La campagne contre l’Armée libanaise illustre, pour sa part, la mentalité milicienne et antiétatique du Courant du futur. Ces six dernières années, le masque du « parti civilisé tournée vers l’action politique et éducative » était tombé, quand les hordes armées de ce mouvement ont sévi partout au Liban. Mais en s’attaquant à l’armée, les haririens commettent une grave erreur politique car le principal vivier de l’institution militaire se trouve dans les régions sunnites pauvres, de tout temps délaissées par le Courant du futur, notamment le Akkar, au Nord, la Bekaa-Ouest et l’Iqlim el-Kharroub, au Mont-Liban.
Dans sa chute, le discours décadent du Courant du futur ressemble de plus en plus à ceux des groupuscules extrémistes sunnites d’affiliation al-Qaida, comme Jund el-Cham et Fateh el-Islam, qu’il a d’ailleurs contribué à financer. Ce comportement qui frôle l’hystérie est sans doute dû au fait que les promesses états-uniennes sur l’imminence de la chute du régime syrien ne se sont toujours pas réalisées et ne se réaliseront pas de sitôt, alors qu’il s’est impliqué à tous les niveaux dans le plan de déstabilisation de la Syrie.

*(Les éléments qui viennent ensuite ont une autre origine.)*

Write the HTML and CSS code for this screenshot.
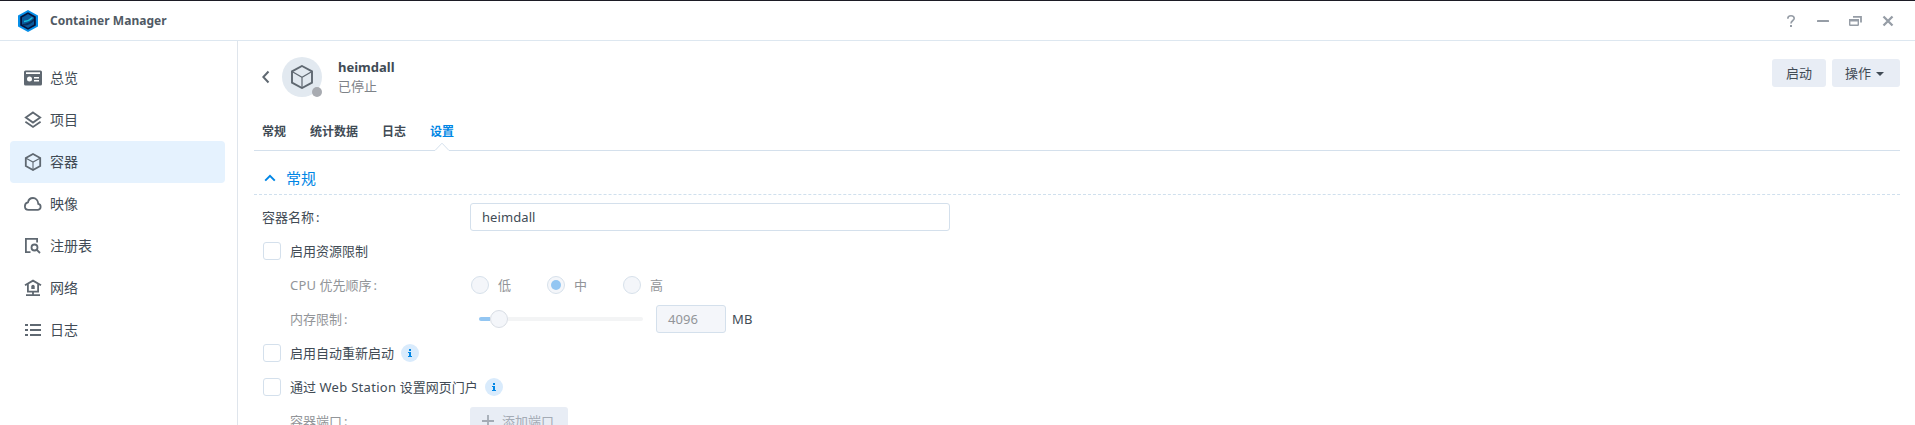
FILE: index.html
```html
<!DOCTYPE html>
<html lang="zh-CN">
<head>
<meta charset="utf-8">
<title>Container Manager</title>
<link rel="stylesheet" href="styles.css">
</head>
<body>
<div class="window">
  <header class="titlebar">
    <svg class="logo" width="22" height="24" viewBox="0 0 22 24">
      <path d="M11 1L21 6.500V17.500L11 23L1 17.500V6.500Z" fill="#078fe8"/>
      <path d="M11 3.200L18.800 7.600V16.400L11 20.800L3.200 16.400V7.600Z" fill="#07133a"/>
      <path d="M11 5L17 8.500V15.500L11 19L5 15.500V8.500Z" fill="#0a5a9c"/>
      <path d="M5 15C9 15 14 13 17 9.500V12C14 15 10 17 6.500 16.400Z" fill="#07305f"/>
      <path d="M7 12.500C10 12.300 13 11 15.500 8.500" fill="none" stroke="#18c0dc" stroke-width="1.300"/>
    </svg>
    <h1 class="title">Container Manager</h1>
    <div class="controls">
      <svg width="12" height="12" viewBox="0 0 12 12"><path d="M2.800 3.700C2.800 1.700 4.200 .8 6 .8S9.200 1.900 9.200 3.500C9.200 5.500 6 5.600 6 8.400" fill="none" stroke="#969da6" stroke-width="1.600"/><rect x="5" y="10" width="2" height="2" fill="#969da6"/></svg>
      <svg width="12" height="12" viewBox="0 0 12 12"><rect y="5" width="12" height="2" rx=".5" fill="#969da6"/></svg>
      <svg width="13" height="12" viewBox="0 0 13 12"><path d="M4 1.900H12V7.500" fill="none" stroke="#969da6" stroke-width="1.800"/><rect x=".7" y="4.700" width="8.600" height="5.600" rx=".5" fill="none" stroke="#969da6" stroke-width="1.400"/><path d="M0 4H10V6.500H0Z" fill="#969da6"/></svg>
      <svg width="12" height="12" viewBox="0 0 12 12"><path d="M1.500 1.500L10.500 10.500M10.500 1.500L1.500 10.500" stroke="#969da6" stroke-width="2.300"/></svg>
    </div>
  </header>
  <div class="body">
    <nav class="sidebar">
      <a class="nav-item"><svg class="icon" viewBox="0 0 18 18"><path fill-rule="evenodd" d="M1.500 1.500H16.500Q18 1.500 18 3V15Q18 16.500 16.500 16.500H1.500Q0 16.500 0 15V3Q0 1.500 1.500 1.500ZM2 3.200V5H16V3.200ZM5.500 7.500A2.500 2.500 0 1 0 5.500 12.500A2.500 2.500 0 1 0 5.500 7.500ZM10 8V9.400H15V8ZM10 11V12.400H15V11Z" fill="#5f6871"/></svg><span>总览</span></a>
      <a class="nav-item"><svg class="icon line" viewBox="0 0 18 18"><path d="M9 1.400L16.200 6.500L9 11.600L1.800 6.500ZM1.400 10.700L9 16L16.600 10.700"/></svg><span>项目</span></a>
      <a class="nav-item active"><svg class="icon line" viewBox="0 0 18 18"><path d="M9 1L16.200 5V13L9 17L1.800 13V5Z"/><path class="thin" d="M2 5.200L9 9L16 5.200M9 9V17"/></svg><span>容器</span></a>
      <a class="nav-item"><svg class="icon line" viewBox="0 0 18 18"><path d="M4.500 14.800H14A3 3 0 0 0 14.300 8.900C14 5.500 11.700 3 9 3C6.600 3 4.500 4.500 4 7.300C2 7.700 .9 9.300 .9 11.200C.9 13.200 2.400 14.800 4.500 14.800Z"/></svg><span>映像</span></a>
      <a class="nav-item"><svg class="icon line" viewBox="0 0 18 18"><path d="M6.500 15.100H1.900V1.900H13.100V5.500"/><circle cx="10.500" cy="10.500" r="3"/><path d="M12.600 12.600L16 16"/></svg><span>注册表</span></a>
      <a class="nav-item"><svg class="icon line" viewBox="0 0 18 18"><path d="M1 6.300L9 1.600L17 6.300M3.900 5.300V12.600H14.100V5.300M9 12.600V16M2 16.100H16"/><path d="M7.300 7.500Q7.300 5.800 9 5.800T10.700 7.500V10H7.300Z" fill="#5f6871" stroke="none"/></svg><span>网络</span></a>
      <a class="nav-item"><svg class="icon line" viewBox="0 0 18 18"><path d="M1 4H4M6 4H17M1 9H4M6 9H17M1 14H4M6 14H17"/></svg><span>日志</span></a>
    </nav>
    <main class="main">
      <section class="head">
        <svg class="back" width="8" height="14" viewBox="0 0 8 14"><path d="M6.500 1.500L1.300 7L6.500 12.500" fill="none" stroke="#5f6871" stroke-width="2"/></svg>
        <div class="avatar">
          <svg width="22" height="24" viewBox="0 0 22 24" fill="none" stroke="#5f6871"><path d="M11 1L21 6.400V17.600L11 23L1 17.600V6.400Z" stroke-width="1.900"/><path d="M1 6.500L11 12.200L21 6.500M11 12V23" stroke-width="1.200"/></svg>
          <span class="status-dot"></span>
        </div>
        <div class="ident"><strong class="name">heimdall</strong><span class="state">已停止</span></div>
        <div class="actions"><button class="btn">启动</button><button class="btn menu">操作<i class="caret"></i></button></div>
      </section>
      <div class="tabs">
        <a class="tab">常规</a><a class="tab">统计数据</a><a class="tab">日志</a>
        <a class="tab current">设置<svg class="notch" width="16" height="9" viewBox="0 0 16 9"><path d="M0 7H16V9H0Z" fill="#fff"/><path d="M0 8.500H1L8 1.200L15 8.500H16" fill="#fff" stroke="#d4e0ec"/></svg></a>
      </div>
      <h2 class="section"><svg width="12" height="8" viewBox="0 0 12 8"><path d="M1.200 6.600L6 1.900L10.800 6.600" fill="none" stroke="#0086e5" stroke-width="2"/></svg>常规</h2>
      <form class="form">
        <div class="row"><span class="label">容器名称<span class="colon">:</span></span><span class="input wide">heimdall</span></div>
        <div class="row"><i class="check"></i><span>启用资源限制</span></div>
        <div class="row off"><span class="label sub"><span class="cpu">CPU</span> 优先顺序<span class="colon">:</span></span>
          <span class="option"><i class="radio"></i>低</span><span class="option"><i class="radio on"></i>中</span><span class="option"><i class="radio"></i>高</span></div>
        <div class="row off"><span class="label sub">内存限制<span class="colon">:</span></span>
          <span class="slider"><i class="fill"></i><i class="knob"></i><i class="rest"></i></span>
          <span class="input num">4096</span><span class="unit">MB</span></div>
        <div class="row"><i class="check"></i><span>启用自动重新启动</span><svg class="info" viewBox="0 0 18 18"><circle cx="9" cy="9" r="9" fill="#d9ebfc"/><path d="M8 5H10V7H8ZM7 8H10V12H11V13H7V12H8V9H7Z" fill="#0086e5"/></svg></div>
        <div class="row"><i class="check"></i><span>通过 <span class="product">Web Station</span> 设置网页门户</span><svg class="info" viewBox="0 0 18 18"><circle cx="9" cy="9" r="9" fill="#d9ebfc"/><path d="M8 5H10V7H8ZM7 8H10V12H11V13H7V12H8V9H7Z" fill="#0086e5"/></svg></div>
        <div class="row off"><span class="label sub">容器端口<span class="colon">:</span></span><span class="add"><svg width="12" height="12" viewBox="0 0 12 12"><path d="M6 0V12M0 6H12" stroke="#a4abb5" stroke-width="1.800"/></svg><span>添加端口</span></span></div>
      </form>
    </main>
  </div>
</div>
</body>
</html>
```
FILE: styles.css
```css
* { box-sizing: border-box; }
body { margin: 0; overflow: hidden; background: #fff; color: #414b55; font: 13px/20px "Noto Sans", "Noto Sans CJK SC", sans-serif; }
.window { height: 425px; overflow: hidden; display: flex; flex-direction: column; border-top: 1px solid #1c1b25; }
.titlebar { flex: none; height: 40px; display: flex; align-items: center; padding: 0 21px 0 17px; border-bottom: 1px solid #dde7f0; }
.title { margin: 0 0 0 11px; color: #505a64; font-size: 12px; line-height: 20px; font-weight: 700; letter-spacing: .04px; }
.controls { margin-left: auto; display: flex; align-items: center; gap: 20px; }
.body { flex: 1; min-height: 0; display: flex; }
.sidebar { flex: none; width: 238px; padding: 16px 12px 0 10px; border-right: 1px solid #dfe5ec; }
.nav-item { height: 42px; display: flex; align-items: center; gap: 8px; padding-left: 14px; border-radius: 4px; font-size: 14px; }
.nav-item.active { background: #e5f2fe; }
.icon { width: 18px; height: 18px; }
.line { fill: none; stroke: #5f6871; stroke-width: 1.800; }
.thin { stroke-width: 1.100; }
.main { flex: 1; min-width: 0; padding: 16px 15px 0 16px; }
.head { height: 40px; display: flex; align-items: center; padding-left: 8px; }
.avatar { position: relative; width: 40px; height: 40px; margin-left: 12px; display: flex; align-items: center; justify-content: center; border-radius: 50%; background: #e2e9f0; }
.status-dot { position: absolute; right: 0; bottom: 0; width: 10px; height: 10px; border-radius: 50%; background: #a8abb1; }
.ident { display: flex; flex-direction: column; margin-left: 16px; }
.name { line-height: 20px; }
.state { line-height: 18px; margin-bottom: 2px; color: #7d8288; }
.actions { margin-left: auto; align-self: flex-start; display: flex; gap: 6px; padding-top: 2px; }
.btn { height: 28px; width: 54px; padding: 0 0 1px; display: flex; align-items: center; justify-content: center; border: 0; border-radius: 3px; background: #e8edf5; color: #414b55; font: inherit; }
.btn.menu { width: 68px; justify-content: flex-start; padding-left: 13px; gap: 5px; }
.caret { margin-top: 2px; border: 4px solid transparent; border-top-color: #414b55; border-bottom: 0; }
.tabs { height: 54px; display: flex; gap: 24px; padding: 25px 8px 0; border-bottom: 1px solid #d4e0ec; font-size: 12px; font-weight: 700; }
.tab { position: relative; white-space: nowrap; }
.tab.current { color: #0086e5; }
.notch { position: absolute; left: 4px; bottom: -1px; }
.section { height: 44px; margin: 0; padding: 10px 0 0 10px; display: flex; align-items: center; gap: 10px; border-bottom: 1px dashed #d0e0ee; color: #0086e5; font-size: 15px; font-weight: 400; }
.form { padding: 5px 8px 0; }
.row { height: 34px; display: flex; align-items: center; white-space: nowrap; }
.off { color: #929599; }
.label { flex: none; width: 208px; }
.label.sub { padding-left: 28px; }
.colon { padding-left: 2px; }
.cpu { letter-spacing: .2px; }
.product { letter-spacing: .3px; }
.input { height: 28px; display: flex; align-items: center; padding-left: 11px; border: 1px solid #d4e0ec; border-radius: 3px; letter-spacing: .08px; }
.wide { width: 480px; }
.num { width: 70px; background: #f4f6fa; }
.unit { margin-left: 6px; color: #414b55; letter-spacing: .3px; }
.check { width: 18px; height: 18px; margin: 0 9px 0 1px; border: 1px solid #d4e0ec; border-radius: 3px; }
.option { width: 76px; display: flex; align-items: center; gap: 9px; padding-left: 1px; }
.radio { width: 18px; height: 18px; display: grid; place-items: center; border: 1px solid #d7e1eb; border-radius: 50%; background: #f4f6fa; }
.radio.on::after { content: ""; width: 10px; height: 10px; border-radius: 50%; background: #93c6f2; }
.slider { width: 164px; margin: 0 13px 0 9px; display: flex; align-items: center; }
.fill { width: 11px; height: 4px; border-radius: 2px 0 0 2px; background: #93c6f2; }
.knob { width: 18px; height: 18px; border: 1px solid #d9dee5; border-radius: 50%; background: #f4f6fa; }
.rest { flex: 1; height: 4px; border-radius: 0 2px 2px 0; background: #f3f4f5; }
.info { width: 18px; height: 18px; margin-left: 7px; }
.add { width: 98px; height: 28px; display: flex; align-items: center; gap: 8px; padding-left: 12px; border-radius: 3px; background: #e8edf5; color: #a4abb5; }
.nav-item span, .row > span:not(.input, .slider, .option, .add), .add span { padding-bottom: 1px; }
```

La virulence des campagnes contre Najib Mikati et l’armée s’expliquent par le refus du Premier ministre et de l’institution militaire de cautionner ce plan. Bien au contraire, de par son attitude politique, Mikati a assuré une couverture solide à l’armée qui tente d’empêcher que le Liban ne soit transformé en rampe de lancement contre la Syrie. Au grand dam de Marwan Hamadé et Johnny Abdo, inventeur de cette théorie de rampe de lancement qui avait pour objectif de compléter, avec l’aide de Jacques Chirac, le complot commencé avec l’assassinat de Rafic Hariri, et qui visait à ancrer solidement le Liban au camp israélo-américain.